XIX. The practical legal rule set
For most Philippine employment separations, the following practical statements are accurate:
- The money due upon separation is generally called final pay, even though many people call it “back pay.”
- The general release period is 30 days from the date of separation or termination, unless a more favorable policy, agreement, or another law applies.
- Final pay usually includes unpaid salary, pro-rated 13th month pay, convertible leave credits, and other accrued benefits.
- Separation pay is included only when there is a legal, contractual, policy, or CBA basis.
- Employers may require clearance, but cannot use it to justify arbitrary or indefinite withholding.
- Deductions must be lawful, documented, and supportable.
- A COE is a separate entitlement and should not be withheld merely because final pay is pending.

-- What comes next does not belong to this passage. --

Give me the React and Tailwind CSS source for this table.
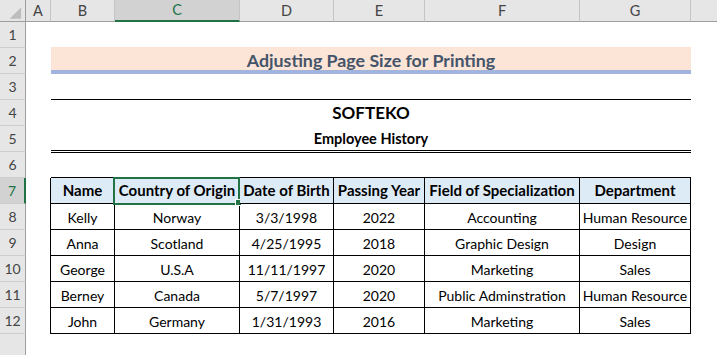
import React from "react";

const rows = [
  ["Kelly", "Norway", "3/3/1998", "2022", "Accounting", "Human Resource"],
  ["Anna", "Scotland", "4/25/1995", "2018", "Graphic Design", "Design"],
  ["George", "U.S.A", "11/11/1997", "2020", "Marketing", "Sales"],
  ["Berney", "Canada", "5/7/1997", "2020", "Public Adminstration", "Human Resource"],
  ["John", "Germany", "1/31/1993", "2016", "Marketing", "Sales"],
];
const head = ["Name", "Country of Origin", "Date of Birth", "Passing Year", "Field of Specialization", "Department"];
const widths = ["w-[64px]", "w-[125px]", "w-[94px]", "w-[91px]", "w-[155px]", "w-[111px]"];

function RowHead({ n, active }) {
  return (
    <div
      className={
        "w-[26px] shrink-0 flex items-center justify-center border-b border-[#cdcdcd] text-[14px] " +
        (active
          ? "bg-[#d2d2d2] text-[#217346] border-r-2 border-r-[#217346]"
          : "bg-[#e6e6e6] text-[#444] border-r border-r-[#9e9e9e]")
      }
    >
      {n}
    </div>
  );
}

function ColHead({ w, label, active }) {
  return (
    <div
      className={
        w +
        " shrink-0 h-full flex items-center justify-center text-[14.5px] border-r border-r-[#c4c4c4] " +
        (active ? "bg-[#d2d2d2] text-[#217346] border-b-2 border-b-[#217346]" : "border-b border-b-[#9e9e9e] text-[#444]")
      }
    >
      {label}
    </div>
  );
}

export default function App() {
  return (
    <div className="w-[717px] h-[355px] overflow-hidden bg-white font-['Lato',sans-serif] text-black">
      {/* column headers */}
      <div className="flex h-[22px] bg-[#e6e6e6]">
        <div className="w-[26px] shrink-0 h-full border-r border-r-[#9e9e9e] border-b border-b-[#9e9e9e] flex items-center justify-center">
          <svg width="26" height="21" viewBox="0 0 26 21">
            <polygon points="22,7 22,19 10,19" fill="#bdbdbd" />
          </svg>
        </div>
        <ColHead w="w-[25px]" label="A" />
        <ColHead w="w-[64px]" label="B" />
        <ColHead w="w-[125px]" label="C" active />
        <ColHead w="w-[94px]" label="D" />
        <ColHead w="w-[91px]" label="E" />
        <ColHead w="w-[155px]" label="F" />
        <ColHead w="w-[111px]" label="G" />
        <div className="flex-1 h-full border-b border-b-[#9e9e9e]" />
      </div>

      {/* row 1 */}
      <div className="flex h-[26px]">
        <RowHead n={1} />
      </div>

      {/* row 2 title */}
      <div className="flex h-[26px]">
        <RowHead n={2} />
        <div className="w-[25px] shrink-0" />
        <div className="w-[640px] shrink-0 h-[27px] -mt-px bg-[#fce4d6] border-b-[4px] border-b-[#a0b4de] flex items-center justify-center pt-[3px] text-[17.8px] font-bold text-[#44546a]">
          Adjusting Page Size for Printing
        </div>
      </div>

      {/* row 3 */}
      <div className="flex h-[26px]">
        <RowHead n={3} />
        <div className="w-[25px] shrink-0" />
        <div className="w-[640px] shrink-0 border-b border-b-black" />
      </div>

      {/* row 4 */}
      <div className="flex h-[26px]">
        <RowHead n={4} />
        <div className="w-[25px] shrink-0" />
        <div className="w-[640px] shrink-0 flex items-center justify-center text-[17px] font-bold">SOFTEKO</div>
      </div>

      {/* row 5 */}
      <div className="flex h-[26px]">
        <RowHead n={5} />
        <div className="w-[25px] shrink-0" />
        <div className="w-[640px] shrink-0 h-[27px] border-b-[3px] border-double border-b-black flex items-center justify-center text-[14.5px] font-bold pt-[1px]">
          Employee History
        </div>
      </div>

      {/* row 6 */}
      <div className="flex h-[26px]">
        <RowHead n={6} />
        <div className="w-[25px] shrink-0" />
        <div className="w-[640px] shrink-0 border-b border-b-black" />
      </div>

      {/* row 7 header */}
      <div className="flex h-[26px]">
        <RowHead n={7} active />
        <div className="w-[25px] shrink-0 border-r border-r-black" />
        {head.map((h, i) => (
          <div
            key={h}
            className={
              widths[i] +
              " shrink-0 relative bg-[#ddebf7] border-r border-r-black border-b border-b-black flex items-center justify-center text-[15px] font-bold whitespace-nowrap"
            }
          >
            {h}
            {i === 1 && (
              <>
                <div className="absolute left-[-2px] top-[-1px] w-[127px] h-[28px] border-2 border-[#217346] pointer-events-none" />
                <div className="absolute left-[120px] top-[21px] w-[7px] h-[7px] bg-[#217346] border border-white" />
              </>
            )}
          </div>
        ))}
      </div>

      {/* data rows */}
      {rows.map((r, ri) => (
        <div key={ri} className="flex h-[26px]">
          <RowHead n={8 + ri} />
          <div className="w-[25px] shrink-0 border-r border-r-black" />
          {r.map((c, ci) => (
            <div
              key={ci}
              className={
                widths[ci] +
                " shrink-0 border-r border-r-black border-b border-b-black flex items-center justify-center pt-[1px] text-[14px] whitespace-nowrap"
              }
            >
              {c}
            </div>
          ))}
        </div>
      ))}

      {/* row 13 */}
      <div className="flex h-[26px]">
        <div className="w-[26px] shrink-0 bg-[#e6e6e6] border-r border-r-[#9e9e9e]" />
      </div>
    </div>
  );
}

- If the separation itself is unlawful, the employee’s remedy may include backwages, not just final pay.
XX. Conclusion
Under Philippine labor law, the central deadline to remember is this: final pay is generally due within 30 days from the employee’s separation from service. That rule governs the ordinary release of money owed at the end of employment. But the answer becomes legally richer once one distinguishes final pay from separation pay, wage differentials, and backwages for illegal dismissal.
The most important legal questions in any real dispute are:
- What was the exact mode of separation?
- What amounts had already accrued?
- Is there a basis for separation pay?
- Are the deductions lawful?
- Was there a valid clearance issue or merely delay?
- Is the problem simple nonpayment of final pay, or does it actually involve illegal dismissal and backwages?
In Philippine practice, many conflicts arise because “back pay” is used as a catch-all phrase. The law, however, treats each component differently. The better legal analysis is always to identify the specific entitlement, determine its source, apply the correct deadline, and then assess the employee’s available remedies if payment is delayed or denied.